The cost of commuting

There is a clear connection between social deficit and the shape of cities. A Swedish study found that people who endure more than a 45-minute commute were 40% more likely to divorce. People who live in monofunctional, car‑dependent neighbourhoods outside urban centres are much less trusting of other people than people who live in walkable neighbourhoods where housing is mixed with shops, services and places to work.

A couple of University of Zurich economists, Bruno Frey and Alois Stutzer, compared German commuters' estimation of the time it took them to get to work with their answers to the standard wellbeing question, "How satisfied are you with your life, all things considered?"

Their finding was seemingly straightforward: the longer the drive, the less happy people were. Before you dismiss this as numbingly obvious, keep in mind that they were testing not for drive satisfaction, but for life satisfaction. People were choosing commutes that made their entire lives worse. Stutzer and Frey found that a person with a one-hour commute has to earn 40% more money to be as satisfied with life as someone who walks to the office. On the other hand, for a single person, exchanging a long commute for a short walk to work has the same effect on happiness as finding a new love.

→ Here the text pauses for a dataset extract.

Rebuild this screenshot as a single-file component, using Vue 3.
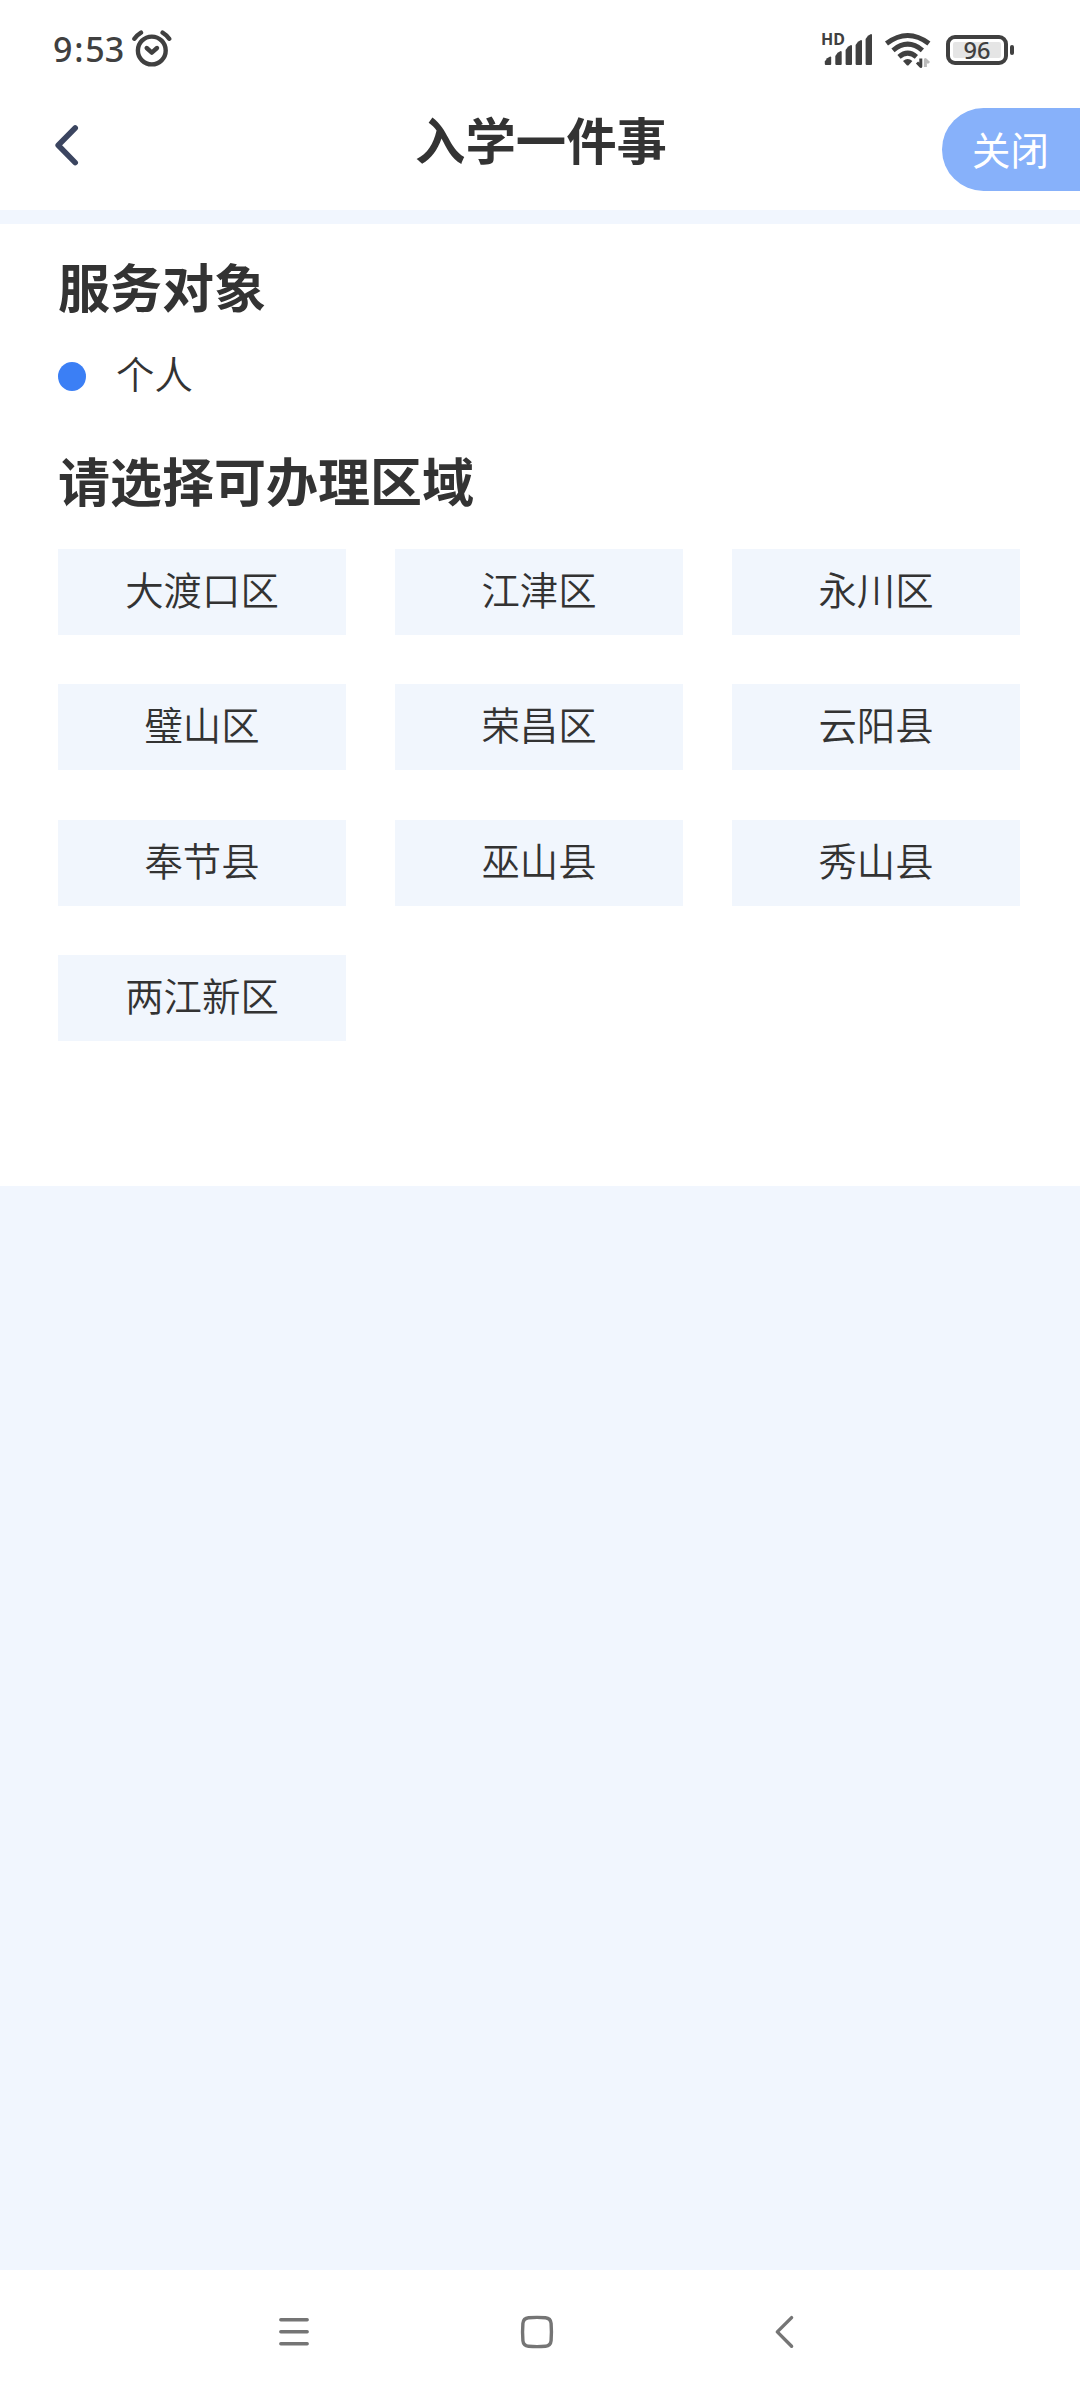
<template>
    <div class="page">
        <div class="status_bar">
            <span class="time">9<span class="colon">:</span>53</span>
            <svg class="alarm" width="42" height="40" viewBox="131 30 42 40">
                <circle cx="151.8" cy="50.5" r="13.9" />
                <path d="M134.4 38.8 Q137 35 141 32.6 M162.6 32.6 Q166.6 35 169.2 38.8" />
                <path d="M146.7 48 L151.8 52.6 L157 48" />
            </svg>
            <div class="status_right">
                <div class="signal">
                    <span class="hd">HD</span>
                    <svg width="52" height="36" viewBox="822 32 52 36">
                        <path v-for="bar in bars" :key="bar[0]" :d="barPath(bar)" />
                    </svg>
                </div>
                <svg class="wifi" width="48" height="38" viewBox="884 31 48 38">
                    <path d="M886.5 43.5 Q907.7 27.5 928.9 43.5" />
                    <path d="M893 50.3 Q907.7 38 922.4 50.3" />
                    <path d="M899 56.8 Q907.7 49.5 916.4 56.8" />
                    <path class="wifi_dot" d="M903 61 Q907.7 57 912.4 61 L908.6 65.2 Q907.7 66 906.8 65.2 Z" />
                    <path class="arrow" d="M920.8 58.5 V66.5 L917 62.5" />
                    <path class="arrow light" d="M925.4 67 V59.5 L929 63" />
                </svg>
                <div class="battery">
                    <div class="battery_body"><div class="battery_level">96</div></div>
                    <div class="battery_tip"></div>
                </div>
            </div>
        </div>
        <div class="header">
            <svg class="back" width="30" height="48" viewBox="52 121 30 48">
                <path d="M75.2 128 L58.2 145.3 L75.2 162.6" />
            </svg>
            <div class="title">入学一件事</div>
            <div class="close">关闭</div>
        </div>
        <div class="content">
            <div class="heading">服务对象</div>
            <div class="target">
                <i class="dot"></i>
                <span class="target_name">个人</span>
            </div>
            <div class="heading">请选择可办理区域</div>
            <div class="area_list">
                <div v-for="item in areas" :key="item" class="area" :class="{ active: item === current }" @click="current = item">{{ item }}</div>
            </div>
        </div>
        <div class="nav_bar">
            <svg width="36" height="36" viewBox="0 0 36 36">
                <path d="M4.8 5.8 H31.2 M4.8 17.8 H31.2 M4.8 29.8 H31.2" />
            </svg>
            <svg width="36" height="36" viewBox="0 0 36 36">
                <path d="M9.5 3.7 Q18 3 26.5 3.7 Q31.6 4.2 32.1 9.3 Q32.8 18 32.1 26.7 Q31.6 31.8 26.5 32.3 Q18 33 9.5 32.3 Q4.4 31.8 3.9 26.7 Q3.2 18 3.9 9.3 Q4.4 4.2 9.5 3.7 Z" />
            </svg>
            <svg width="36" height="36" viewBox="0 0 36 36">
                <path d="M25.6 3.6 L11.3 17.9 L25.6 32.2" />
            </svg>
        </div>
    </div>
</template>

<script setup lang='js'>
import { ref } from 'vue'

const areas = ['大渡口区', '江津区', '永川区', '璧山区', '荣昌区', '云阳县', '奉节县', '巫山县', '秀山县', '两江新区'];
const current = ref('');

// 信号格: [左边x, 顶部y]
const bars = [[824.8, 56.5], [835.3, 51], [845.6, 45], [855.6, 40], [865.6, 34]];

function barPath([x, y]) {
    const r = x + 6.4;
    return `M${x} 64 V${y + 5} Q${x + 2} ${y + 1} ${r - 1} ${y} Q${r} ${y} ${r} ${y + 1} V64 Q${r} 65 ${r - 1} 65 H${x + 1} Q${x} 65 ${x} 64 Z`;
}
</script>

<style>
body {
    margin: 0;
    background-color: #f1f6fe;
}
</style>

<style scoped>
.page {
    display: flex;
    flex-direction: column;
    width: 1080px;
    height: 2400px;
    overflow: hidden;
    background-color: #f1f6fe;
    color: #333;
    font-family: "Noto Sans CJK SC", sans-serif;
    font-weight: 350;
}

svg {
    display: block;
    flex: none;
    fill: none;
    stroke-linecap: round;
    stroke-linejoin: round;
}

.status_bar {
    display: flex;
    align-items: center;
    box-sizing: border-box;
    height: 100px;
    padding: 0 66px 0 53px;
    background-color: #fff;
    color: #404040;
}

.time {
    width: 78px;
    padding-bottom: 2px;
    font: 500 34px/48px "Noto Sans", sans-serif;
}

.colon {
    margin: 0 1.8px;
}

.alarm {
    stroke: #404040;
    stroke-width: 4.4;
}

.status_right {
    display: flex;
    align-items: center;
    margin-left: auto;
}

.signal {
    position: relative;
}

.signal svg {
    fill: #404040;
}

.hd {
    position: absolute;
    left: -1px;
    top: -1px;
    font: 700 16px/16px "Noto Sans", sans-serif;
}

.wifi {
    margin-left: 10px;
    stroke: #404040;
    stroke-width: 5;
    stroke-linecap: butt;
}

.wifi_dot {
    fill: #404040;
    stroke: none;
}

.arrow {
    stroke-width: 3;
}

.arrow.light {
    stroke: #bbb;
}

.battery {
    display: flex;
    align-items: center;
    margin: -1px 0 0 14px;
}

.battery_body {
    box-sizing: border-box;
    width: 62px;
    height: 30px;
    padding: 3px;
    border: 4px solid #404040;
    border-radius: 9px;
}

.battery_level {
    width: 48px;
    height: 16px;
    border-radius: 2px;
    background-color: #e5e5e5;
    font: 500 23.5px/17px "Noto Sans", sans-serif;
    text-align: center;
}

.battery_tip {
    width: 4px;
    height: 10px;
    margin-left: 2px;
    border-radius: 2px;
    background-color: #404040;
}

.header {
    display: grid;
    grid-template-columns: 138px 1fr 138px;
    align-items: start;
    box-sizing: border-box;
    height: 110px;
    background-color: #fff;
}

.back {
    margin: 21px 0 0 52px;
    stroke: #3b4560;
    stroke-width: 5.6;
}

.title {
    margin-top: 2px;
    padding-left: 2px;
    font-size: 50.4px;
    font-weight: 700;
    line-height: 74px;
    text-align: center;
}

.close {
    box-sizing: border-box;
    height: 83px;
    margin-top: 8px;
    padding-left: 30px;
    border-radius: 42px 0 0 42px;
    background-color: #87b1fa;
    color: #fff;
    font-size: 38.4px;
    font-weight: 400;
    line-height: 80px;
}

.content {
    box-sizing: border-box;
    height: 962px;
    margin-top: 14px;
    padding: 25px 60px 0 58px;
    background-color: #fff;
}

.heading {
    font-size: 52px;
    font-weight: 700;
    line-height: 74px;
}

.target {
    display: flex;
    align-items: center;
    height: 56px;
    margin: 25px 0 39px;
    font-size: 38.4px;
}

.target_name {
    height: 56px;
    line-height: 48px;
}

.dot {
    width: 28px;
    height: 29px;
    margin-right: 30px;
    border-radius: 50%;
    background-color: #3b7ff5;
}

.area_list {
    display: grid;
    grid-template-columns: repeat(3, 288px);
    gap: 49.2px 49px;
    margin-top: 31.7px;
}

.area {
    height: 86.3px;
    background-color: #f1f6fd;
    font-size: 38.4px;
    line-height: 79px;
    text-align: center;
    cursor: pointer;
}

.area.active {
    background-color: #3b7ff5;
    color: #fff;
}

.nav_bar {
    display: flex;
    align-items: flex-start;
    gap: 207px;
    box-sizing: border-box;
    height: 130.5px;
    margin-top: auto;
    padding: 44px 0 0 276px;
    background-color: #fff;
}

.nav_bar svg {
    stroke: #757575;
    stroke-width: 3.4;
}

.nav_bar svg:last-child {
    margin-left: 4px;
}
</style>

Daniel Gilbert, Harvard psychologist and author of Stumbling On Happiness, explained the commuting paradox this way: "Most good and bad things become less good and bad over time as we adapt to them. However, it is much easier to adapt to things that stay constant than to things that change. So we adapt quickly to the joy of a larger house, because the house is exactly the same size every time. But we find it difficult to adapt to commuting by car, because every day is a slightly new form of misery."

Much more here. The irony of my move from Los Angeles to San Francisco has been an enormous lengthening of my commute, it's the longest of my life, and I feel that pain acutely. LA is legendary for its bad traffic, yet the overall lower cost of living in that region makes it far easier to live closer to where you work which is ultimately what matters the most. The quest to get from the West Side to downtown during rush hour in Los Angeles is actually much less painful and long than having to drive up the 101 to San Francisco from the Peninsula during rush hour.

Most days I take the Caltrain, but again, it's the variability of the service that drives me crazy, to Daniel Gilbert's point. At least once or twice a month, something catastrophic causes train service to just dry up for several hours, leaving you stranded. Often it's because of a suicide, at other times it's a car that gets hit, or a power line that falls, or something else you would think would be a rare black swan event. And then your evening is shot, your dinner date left to make alternative plans, unless you pony up for a $90 to $100 taxi or Uber up to the city, but oh wait, the traffic on the 101 means you won't make it on time anyway.

It's difficult to judge what it's like to live in a city just by visiting as a tourist. It wasn't until I'd lived in NYC for a year that I realized it's a far better city to live in than to visit, contrary to popular wisdom. The same is true of Los Angeles, where most natives know when to avoid certain highways at certain times, spending more time in their neighborhood.

For all the good that cities have brought to the U.S., they fail miserably, with the exception of New York, on the quality of public transportation. At least 30% of my pleasure in visiting cities in Europe is being in an environment that makes me, as a pedestrian, first among citizens. American cities were built up in the age of the automobile, and that metallic beast has taken control of our cities in a way that may not be overturned in our lifetime.

It may be that China is where we see some of the greatest innovation on this urban planning dilemma. For one thing, their hand may be forced by the shockingly high levels of pollution in their largest cities. They also face a huge migration of people from rural to urban areas, probably the largest in human history. Combine that with a form of government that has much more freedom to impose its will in matters great and small and you have the potential for a new type of city to be erected, one that is built around direct human mobility rather than transportation by automobile.